Let’s take a very simple example – the so-called conjunction fallacy. The simplest rendition of this fallacy is a case often called “Linda the bank teller”.

This is the standard case:

Linda is 31 years old, single, outspoken, and very bright. She majored in philosophy. As a student, she was deeply concerned with issues of discrimination and social justice, and also participated in anti-nuclear demonstrations.

Which is more probable?

Linda is a bank teller.

Linda is a bank teller and is active in the feminist movement.


What computational thinking tells us is that the first proposition is always more probable than the second. It follows from the fact that the probability p is always bigger than the probability p x q if either probability is less than 1.

Yet, a surprising amount of people seem to think that it is more likely that Linda is a bank teller and active in the feminist movement. Are they wrong? Or are they just thinking in a different mode?

We could argue that they are simply chunking the world differently. The assumption underlying computational thinking is that it is possible to formalize the world into single statement propositions and that these formalizations are obvious. We thus take the second statement to be a compound statement – p AND q – and so we end up saying that it is necessarily less probable than just p. But we could challenge that and simply say that the second proposition is as elementary as the first.

What is at stake here is the idea of atomistic propositions or elementary statements. Underlying the idea of formalized propositions is the idea that there is a hierarchy of statements or propositions starting from “single fact”-propositions like “Linda is a bank teller” and moving on to more complex compound propositions like “Linda is a bank teller AND active in the feminist movement”.

Computational thinking chunks the world this way, but biological thinking does not. One way to think about it is to say that for computational thinking a proposition is a statement about the state of affairs in the world for a single variable, whereas for biological thinking it is a statement about the state of affairs for multiple related variables that are not separable nor possible to chunk into individuals.

What sets up the state space we are asked to predict is the premises, and they define the state space we are asked to predict as one that contains facts about someones activism. The premises determine the chunking of the state space, and the proposition “Linda is a bank teller and active in the feminist movement” is a singular, elementary proposition in the state space set up by the premises — not a compound statement.

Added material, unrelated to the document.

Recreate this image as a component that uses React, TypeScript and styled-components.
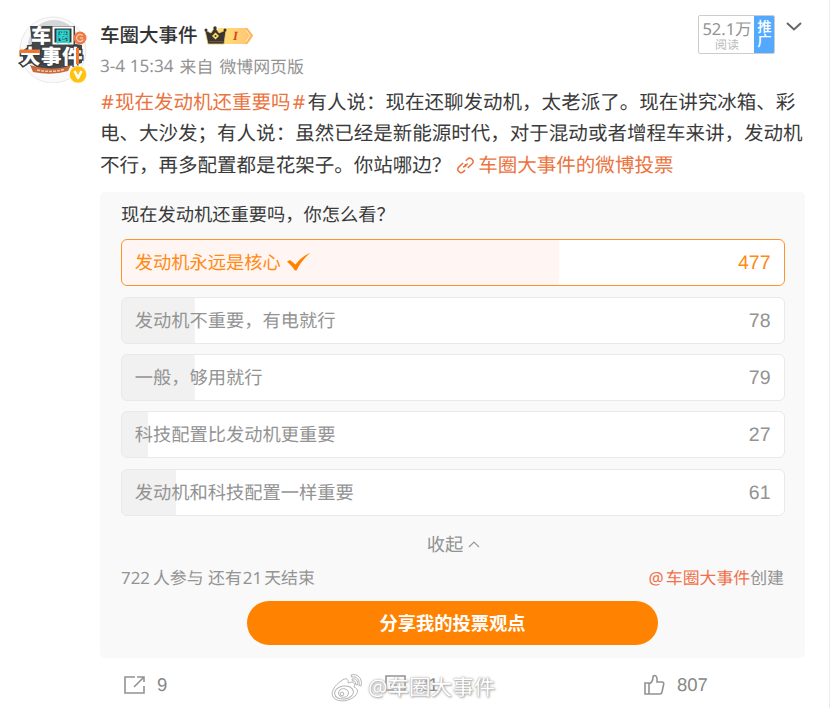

What we must challenge here is the idea that chunking state spaces into elementary propositions is the same as chunking them into the smallest possible propositions. For computational thinking this holds true – but not for biological thinking.

The result of this line of arguing is intriguing: it suggests that what is commonly identified as a bias here is in fact just a bias if you assume that computational thinking is the ideal to which we are all to be held — but that in itself is a value proposition. Why is one way of chunking the state space better than another?

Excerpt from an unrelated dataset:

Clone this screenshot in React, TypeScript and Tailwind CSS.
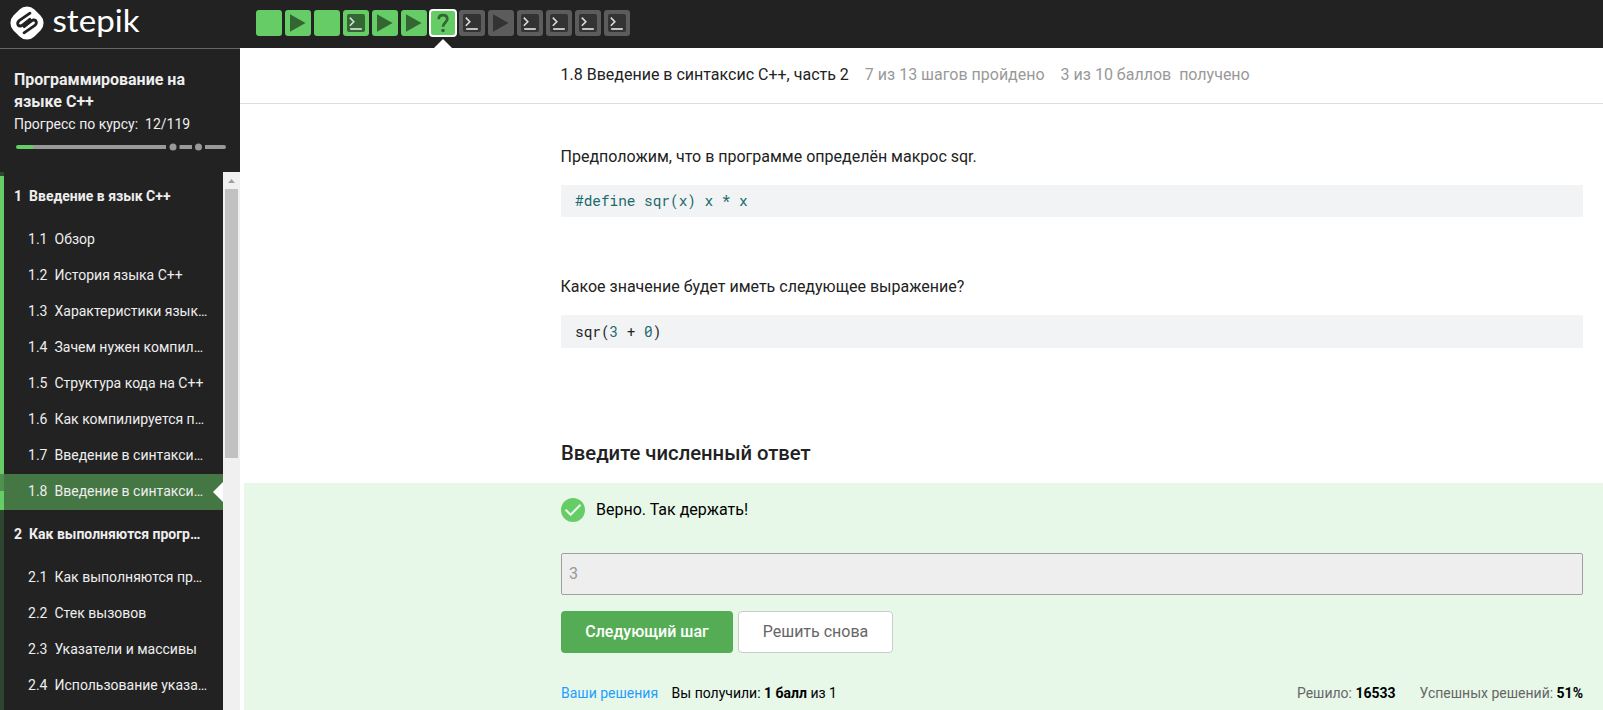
import React from "react";

type StepKind = "text" | "video" | "code" | "quiz";

const steps: { kind: StepKind; done: boolean; active?: boolean }[] = [
  { kind: "text", done: true },
  { kind: "video", done: true },
  { kind: "text", done: true },
  { kind: "code", done: true },
  { kind: "video", done: true },
  { kind: "video", done: true },
  { kind: "quiz", done: true, active: true },
  { kind: "code", done: false },
  { kind: "video", done: false },
  { kind: "code", done: false },
  { kind: "code", done: false },
  { kind: "code", done: false },
  { kind: "code", done: false },
];

const sections = [
  {
    n: "1",
    title: "Введение в язык C++",
    lessons: [
      "Обзор",
      "История языка C++",
      "Характеристики язык…",
      "Зачем нужен компил…",
      "Структура кода на C++",
      "Как компилируется п…",
      "Введение в синтакси…",
      "Введение в синтакси…",
    ],
    active: 7,
  },
  {
    n: "2",
    title: "Как выполняются прогр…",
    lessons: ["Как выполняются пр…", "Стек вызовов", "Указатели и массивы", "Использование указа…"],
    active: -1,
  },
];

function StepIcon({ kind, done }: { kind: StepKind; done: boolean }) {
  const dark = done ? "#336633" : "#333333";
  if (kind === "video") {
    return (
      <svg className="size-[26px]" viewBox="0 0 26 26">
        <path d="M5 4.2v17.6L20.5 13z" fill={dark} />
      </svg>
    );
  }
  if (kind === "code") {
    return (
      <svg className="size-[26px]" viewBox="0 0 26 26">
        <rect x="4" y="4" width="18" height="18" rx="2" fill={dark} />
        <path d="M6.8 7.6l4 4.1-4 4.1" fill="none" stroke="#ddd" strokeWidth="1.6" />
        <path d="M7.2 19h11.6" stroke="#ddd" strokeWidth="1.7" />
      </svg>
    );
  }
  if (kind === "quiz") {
    return (
      <svg className="size-[24px]" viewBox="0 0 24 24">
        <path
          d="M7.7 8.3C7.7 5.5 9.500 4.200 12 4.200s4.300 1.300 4.300 3.900c0 3.300-4.300 3.600-4.300 7.700"
          fill="none"
          stroke={dark}
          strokeWidth="2.700"
        />
        <circle cx="12" cy="19.500" r="1.800" fill={dark} />
      </svg>
    );
  }
  return null;
}

function Logo() {
  return (
    <div className="flex h-12 w-60 shrink-0 items-start">
      <svg className="ml-2.5 mt-1.5 size-[34px] shrink-0" viewBox="0 0 34 34">
        <rect x="2.200" y="2.200" width="29.600" height="29.600" rx="10.500" transform="rotate(45 17 17)" fill="#fff" />
        <g fill="none" stroke="#222" strokeWidth="2.800" strokeLinecap="round" strokeLinejoin="round">
          <path d="M20 7.200L9.500 14.400c-3.200 2.400-1.800 5.900 1 5.600 1.300-.2 2-.9 3-1.700l6.300-5" />
          <path d="M14 26.800L24.500 19.600c3.200-2.400 1.800-5.900-1-5.600-1.300.2-2 .9-3 1.700l-6.300 5" />
        </g>
      </svg>
      <svg className="ml-2 h-12 w-[90px] shrink-0 overflow-visible" viewBox="0 0 90 48">
        <text
          x="0.500"
          y="31.500"
          textLength="87"
          lengthAdjust="spacingAndGlyphs"
          fontSize="31"
          fill="#fff"
          className="font-['Lato',sans-serif]"
        >
          stepik
        </text>
      </svg>
    </div>
  );
}

function StepBar() {
  return (
    <div className="flex gap-[3px] pl-4 pt-2.5">
      {steps.map((s, i) => (
        <div
          key={i}
          className={`relative flex size-[26px] items-center justify-center rounded-[3px] ${
            s.done ? "bg-[#66cc66]" : "bg-[#5c5c5c]"
          } ${s.active ? "outline-2 -outline-offset-1 outline-white" : ""}`}
        >
          <StepIcon kind={s.kind} done={s.done} />
          {s.active && (
            <svg className="absolute left-[4px] top-[29px] h-[9px] w-[18px]" viewBox="0 0 18 9">
              <path d="M0 9L9 0l9 9z" fill="#fff" />
            </svg>
          )}
        </div>
      ))}
    </div>
  );
}

function Sidebar() {
  return (
    <aside className="flex w-60 shrink-0 flex-col bg-[#222] text-[#eee]">
      <div className="h-[124px] shrink-0 border-t border-[#666] pl-3.5 pt-5">
        <h1 className="text-base leading-[22px] font-bold">
          Программирование на
          <br />
          языке C++
        </h1>
        <p className="text-sm leading-[23px] whitespace-pre">Прогресс по курсу:{"  "}12/119</p>
        <svg className="ml-0.5 mt-[7px] block h-2 w-[210px]" viewBox="0 0 210 8">
          <path d="M2 4H150" stroke="#999" strokeWidth="4" strokeLinecap="butt" />
          <path d="M2 4H15.500" stroke="#66cc66" strokeWidth="4" strokeLinecap="round" />
          <circle cx="157" cy="4" r="3.500" fill="#999" />
          <path d="M163.500 4H176" stroke="#999" strokeWidth="4" />
          <circle cx="182.500" cy="4" r="3.500" fill="#999" />
          <path d="M189 4H206" stroke="#999" strokeWidth="4" />
          <path d="M205 4H208" stroke="#999" strokeWidth="4" strokeLinecap="round" />
        </svg>
      </div>
      <div className="flex min-h-0 flex-1">
        <div className="flex w-1 flex-col bg-[#2e452f]">
          <div className="mt-1 h-[298px] bg-[#66cc66]" />
          <div className="h-[17px] bg-[#4f8f4f]" />
          <div className="h-[19px] bg-[#66cc66]" />
        </div>
        <nav className="w-[219px] overflow-hidden text-sm">
          {sections.map((sec) => (
            <div key={sec.n}>
              <div className="flex h-[50px] items-center gap-[7px] pb-0.5 pl-2.5 font-bold whitespace-nowrap">
                <span>{sec.n}</span>
                <span>{sec.title}</span>
              </div>
              {sec.lessons.map((l, i) => (
                <div
                  key={i}
                  className={`relative flex h-9 items-center pb-0.5 pl-6 whitespace-nowrap ${
                    i === sec.active ? "bg-[#447744]" : ""
                  }`}
                >
                  <span className="w-[26.500px] shrink-0">
                    {sec.n}.{i + 1}
                  </span>
                  <span>{l}</span>
                  {i === sec.active && (
                    <svg className="absolute right-0 top-2 h-5 w-2.5" viewBox="0 0 10 20">
                      <path d="M10 0v20L0 10z" fill="#fff" />
                    </svg>
                  )}
                </div>
              ))}
            </div>
          ))}
        </nav>
        <div className="flex w-[17px] flex-col items-center bg-[#f0f0f0]">
          <svg className="h-[17px] w-[17px] shrink-0" viewBox="0 0 17 17">
            <path d="M5 11l3.500-4 3.500 4z" fill="#a0a0a0" />
          </svg>
          <div className="h-[269px] w-[13px] bg-[#c1c1c1]" />
        </div>
      </div>
    </aside>
  );
}

function Answer() {
  return (
    <section className="ml-1 h-[227px] bg-[#e7f8e9] pl-[317px] pr-5 pt-[15px] text-black">
      <div className="flex h-6 items-center gap-3">
        <svg className="size-6" viewBox="0 0 24 24">
          <circle cx="12" cy="12" r="12" fill="#66cc66" />
          <path d="M4.600 11.700l5 5L19.500 6.800" fill="none" stroke="#e7f8e9" strokeWidth="2.200" />
        </svg>
        <span className="-ml-px">Верно. Так держать!</span>
      </div>
      <div className="mt-[31px] flex h-[42px] items-center rounded-xs border border-[#a0a0a0] bg-[#eee] pl-[7px] text-[#999]">
        3
      </div>
      <div className="mt-4 flex h-[42px] gap-[5px]">
        <button className="w-[172px] rounded bg-[#54ad54] font-medium text-white">Следующий шаг</button>
        <button className="w-[155px] rounded border border-[#ccc] bg-white text-[#666]">Решить снова</button>
      </div>
      <div className="mt-[30px] flex h-5 items-center text-sm">
        <a className="text-[#1e9eff]">Ваши решения</a>
        <span className="ml-[13.500px]">
          Вы получили: <b>1 балл</b> из 1
        </span>
        <span className="ml-auto text-[#666]">
          Решило: <b className="text-black">16533</b>
        </span>
        <span className="ml-6 text-[#666]">
          Успешных решений: <b className="text-black">51%</b>
        </span>
      </div>
    </section>
  );
}

const codeClass =
  "mr-5 flex items-center bg-[#f2f3f5] pl-3.5 font-['Roboto_Mono','DejaVu_Sans_Mono',monospace] text-[14.400px]";

export default function App() {
  return (
    <div className="flex h-[710px] w-[1603px] flex-col overflow-hidden bg-white font-['Roboto',sans-serif] text-base text-[#222]">
      <header className="flex h-12 shrink-0 bg-[#222]">
        <Logo />
        <StepBar />
      </header>
      <div className="flex min-h-0 flex-1">
        <Sidebar />
        <main className="flex flex-1 flex-col">
          <div className="flex h-14 shrink-0 items-center gap-4 border-b border-[#ddd] pb-0.5 pl-[320.500px] whitespace-pre">
            <span>1.8 Введение в синтаксис C++, часть 2</span>
            <span className="text-[#999]">7 из 13 шагов пройдено</span>
            <span className="text-[#999]">3 из 10 баллов{"  "}получено</span>
          </div>
          <div className="h-[379px] shrink-0 pl-[321px]">
            <p className="-ml-[0.5px] pt-[41px] leading-6">Предположим, что в программе определён макрос sqr.</p>
            <pre className={`${codeClass} mt-4 h-8 text-[#1a6b6b]`}>#define sqr(x) x * x</pre>
            <p className="-ml-[0.5px] pt-[58px] leading-6">Какое значение будет иметь следующее выражение?</p>
            <pre className={`${codeClass} mt-4 h-[33px] text-[#222]`}>
              sqr(<span className="text-[#1a6b6b]">3</span> + <span className="text-[#1a6b6b]">0</span>)
            </pre>
            <h2 className="pt-[91px] text-[20.250px] leading-7 font-medium">Введите численный ответ</h2>
          </div>
          <Answer />
        </main>
      </div>
    </div>
  );
}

Another version of this argument is to say that the premises set up a proposition chunk that contains a statement about activism, so that the suppressed second part of “Linda is a bank teller” is “and NOT active in the feminist movement” and cannot be excluded. That you do not write it out does not mean that the chunk does not automatically contain a statement about that as the second chunk and the premises set that up as the natural chunking of the state space we are asked to predict.

The real failure, then, is to assume that “Linda is a bank teller” is the most probable statement – and that is not a failure of bias as such, but an interesting kind of thinking frame failure; the inability to move away from computational thinking instilled through study and application.

It is well-known that economists become more rational than others, that they are infected with mathematical rationality through study. Maybe there is this larger distortion in psychology where tests are infected with computational thinking? Are there other biases that are just examples of being unable to move from the biological frame of thinking?